Introducing the topic, Thek said in the past 15 months he has been on the other side of many deals with such companies, and this trend is a new one. “I’ve never seen anything like it in 20 years,” he noted. While companies in the life sciences used this strategy in the past, it is now widespread across industries.

The panelists thought early-stage investing with so-called “strategic investors” is a good idea for entrepreneurs if the company’s fund objectives and strategic interests align with the entrepreneur’s goals and the value the strategic company adds is very specific.

However, deals need to be balanced, with nonstrategic investors also at the table to provide a counterweight to the sometimes more powerful entity. Also, the panelists advised, look for a strategic investor who can offer you something you can’t get elsewhere, like industry contacts.

 Young companies should realize many strategic investors may not spend the time to get the right sales director into the right spot at the company and provide other, more hands-on help VCs might offer.
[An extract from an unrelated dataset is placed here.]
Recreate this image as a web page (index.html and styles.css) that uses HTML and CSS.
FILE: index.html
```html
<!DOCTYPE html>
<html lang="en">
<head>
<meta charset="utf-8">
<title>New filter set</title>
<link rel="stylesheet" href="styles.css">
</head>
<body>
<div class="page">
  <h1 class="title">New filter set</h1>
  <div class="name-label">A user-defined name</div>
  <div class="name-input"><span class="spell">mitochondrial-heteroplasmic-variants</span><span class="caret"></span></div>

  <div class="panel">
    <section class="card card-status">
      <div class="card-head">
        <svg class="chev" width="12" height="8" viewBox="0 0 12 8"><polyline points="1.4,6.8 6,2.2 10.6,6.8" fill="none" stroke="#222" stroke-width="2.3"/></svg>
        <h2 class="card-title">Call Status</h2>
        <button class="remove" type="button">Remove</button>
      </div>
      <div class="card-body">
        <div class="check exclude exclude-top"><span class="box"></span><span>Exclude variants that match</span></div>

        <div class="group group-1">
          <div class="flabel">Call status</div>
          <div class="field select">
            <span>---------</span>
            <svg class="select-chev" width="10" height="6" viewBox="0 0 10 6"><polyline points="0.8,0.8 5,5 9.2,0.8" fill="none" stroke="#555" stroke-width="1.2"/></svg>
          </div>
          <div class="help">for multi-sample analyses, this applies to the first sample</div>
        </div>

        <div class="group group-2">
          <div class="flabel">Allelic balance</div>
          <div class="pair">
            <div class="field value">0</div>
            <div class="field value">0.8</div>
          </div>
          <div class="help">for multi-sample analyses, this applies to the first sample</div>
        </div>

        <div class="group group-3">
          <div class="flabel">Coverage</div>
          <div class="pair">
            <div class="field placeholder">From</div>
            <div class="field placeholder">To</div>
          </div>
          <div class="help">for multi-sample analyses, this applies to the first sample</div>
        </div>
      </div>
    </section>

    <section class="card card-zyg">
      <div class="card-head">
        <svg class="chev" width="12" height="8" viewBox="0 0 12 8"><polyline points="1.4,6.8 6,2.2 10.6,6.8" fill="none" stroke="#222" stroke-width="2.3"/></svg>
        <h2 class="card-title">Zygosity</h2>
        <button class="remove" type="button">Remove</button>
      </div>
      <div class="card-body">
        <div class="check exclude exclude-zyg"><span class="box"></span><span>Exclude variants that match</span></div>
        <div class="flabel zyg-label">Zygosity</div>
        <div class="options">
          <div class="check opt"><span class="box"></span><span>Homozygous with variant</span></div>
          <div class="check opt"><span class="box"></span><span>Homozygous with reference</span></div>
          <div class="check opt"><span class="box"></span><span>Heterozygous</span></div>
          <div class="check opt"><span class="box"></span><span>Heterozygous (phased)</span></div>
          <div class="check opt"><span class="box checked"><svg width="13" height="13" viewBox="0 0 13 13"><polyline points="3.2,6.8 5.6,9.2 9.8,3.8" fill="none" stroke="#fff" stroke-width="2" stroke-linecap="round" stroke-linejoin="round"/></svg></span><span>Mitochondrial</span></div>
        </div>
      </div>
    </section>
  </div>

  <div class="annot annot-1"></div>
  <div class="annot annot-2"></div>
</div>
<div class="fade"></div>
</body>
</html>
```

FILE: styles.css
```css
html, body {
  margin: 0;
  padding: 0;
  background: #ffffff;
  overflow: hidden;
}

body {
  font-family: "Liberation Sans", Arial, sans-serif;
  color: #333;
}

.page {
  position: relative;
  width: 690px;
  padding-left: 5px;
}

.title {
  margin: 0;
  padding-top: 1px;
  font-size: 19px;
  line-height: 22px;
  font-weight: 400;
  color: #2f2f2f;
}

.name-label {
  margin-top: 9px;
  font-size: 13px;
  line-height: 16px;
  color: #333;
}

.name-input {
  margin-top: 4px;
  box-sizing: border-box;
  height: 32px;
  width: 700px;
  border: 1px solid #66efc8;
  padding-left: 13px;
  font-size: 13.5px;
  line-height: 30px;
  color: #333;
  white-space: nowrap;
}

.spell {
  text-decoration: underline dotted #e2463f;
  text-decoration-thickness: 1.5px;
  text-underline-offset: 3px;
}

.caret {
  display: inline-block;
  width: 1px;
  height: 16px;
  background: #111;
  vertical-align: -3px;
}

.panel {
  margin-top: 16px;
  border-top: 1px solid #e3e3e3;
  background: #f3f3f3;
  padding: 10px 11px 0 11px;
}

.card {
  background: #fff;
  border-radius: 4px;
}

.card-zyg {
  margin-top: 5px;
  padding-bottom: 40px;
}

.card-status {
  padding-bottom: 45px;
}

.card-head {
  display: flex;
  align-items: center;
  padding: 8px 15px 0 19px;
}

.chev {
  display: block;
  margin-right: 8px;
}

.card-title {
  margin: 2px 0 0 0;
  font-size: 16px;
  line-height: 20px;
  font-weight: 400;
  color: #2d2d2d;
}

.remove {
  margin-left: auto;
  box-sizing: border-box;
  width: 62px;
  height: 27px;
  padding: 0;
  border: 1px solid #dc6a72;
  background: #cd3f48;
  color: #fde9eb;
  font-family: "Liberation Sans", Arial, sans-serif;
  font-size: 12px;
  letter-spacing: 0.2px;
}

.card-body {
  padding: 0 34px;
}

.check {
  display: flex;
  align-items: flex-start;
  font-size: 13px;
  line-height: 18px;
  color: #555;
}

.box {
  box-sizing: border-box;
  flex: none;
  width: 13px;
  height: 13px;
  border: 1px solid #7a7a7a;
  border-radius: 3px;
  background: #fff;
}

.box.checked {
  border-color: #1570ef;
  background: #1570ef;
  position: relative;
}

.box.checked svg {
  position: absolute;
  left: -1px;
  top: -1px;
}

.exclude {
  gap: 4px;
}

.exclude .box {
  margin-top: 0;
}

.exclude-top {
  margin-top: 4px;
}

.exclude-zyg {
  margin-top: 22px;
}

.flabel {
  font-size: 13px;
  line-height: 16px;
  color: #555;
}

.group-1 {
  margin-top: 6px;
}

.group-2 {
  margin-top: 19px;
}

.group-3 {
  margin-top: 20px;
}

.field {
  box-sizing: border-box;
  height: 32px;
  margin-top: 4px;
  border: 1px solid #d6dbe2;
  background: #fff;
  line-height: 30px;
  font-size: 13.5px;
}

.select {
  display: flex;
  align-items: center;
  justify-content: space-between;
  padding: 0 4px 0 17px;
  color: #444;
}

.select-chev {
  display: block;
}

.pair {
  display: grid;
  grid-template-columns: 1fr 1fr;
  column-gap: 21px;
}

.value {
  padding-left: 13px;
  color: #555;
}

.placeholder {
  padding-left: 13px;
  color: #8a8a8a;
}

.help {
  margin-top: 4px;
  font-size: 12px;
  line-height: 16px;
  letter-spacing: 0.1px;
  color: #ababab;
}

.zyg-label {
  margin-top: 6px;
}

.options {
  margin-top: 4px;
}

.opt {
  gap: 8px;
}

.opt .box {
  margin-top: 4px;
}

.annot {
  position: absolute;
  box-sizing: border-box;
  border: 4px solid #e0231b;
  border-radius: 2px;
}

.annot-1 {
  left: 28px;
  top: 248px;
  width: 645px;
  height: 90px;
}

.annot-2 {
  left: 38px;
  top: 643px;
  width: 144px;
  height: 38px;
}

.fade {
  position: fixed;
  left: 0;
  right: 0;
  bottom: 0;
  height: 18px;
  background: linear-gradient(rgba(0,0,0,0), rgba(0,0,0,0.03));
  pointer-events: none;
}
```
Also, if a strategic investor is around at the initial round, “you may not have someone working that hard for you on the follow-on rounds,” said Peg Jackson of Gridley & Co. (New York).

Gil Beyda, founder and managing partner of Genacast Ventures, operates a seed-stage fund that is a Comcast (Philadelphia) offshoot. It’s not technically a “strategic fund,” he said, since companies in which it invests don’t necessarily have to have anything to do with Comcast’s interests.

His view is that more large firms are looking at creating their own venture funds as an integral part of their strategy. Some see this as a road to acquisition, while others view it primarily as a financial-management tool allowing them to diversify their financial stream. Most look at it as a way to identify new sectors, technologies and trends occurring in the industry and be on the cutting edge or bleeding edge.

Jackson added that large companies are getting into venture funding because “technology is having such a big impact on their businesses in so many ways.” Firms are looking at their investment arms as a way to maintain a formalized team and a structure, to know what’s coming down the road in technology. The good news for investors who get involved with them: while it used to be an informal arrangement, strategic companies have now formalized these groups and offer professionally structured term sheets, which they didn’t do before, she said.

Strategic investors are funding small slices of disruptive technologies to be at the top of the curve, before their businesses can be disrupted, Sasank Aleti of LLR Partners (Philadelphia) pointed out. Getting technology to market goes much faster now, so you can see the impact of disruptive technology much sooner, he said.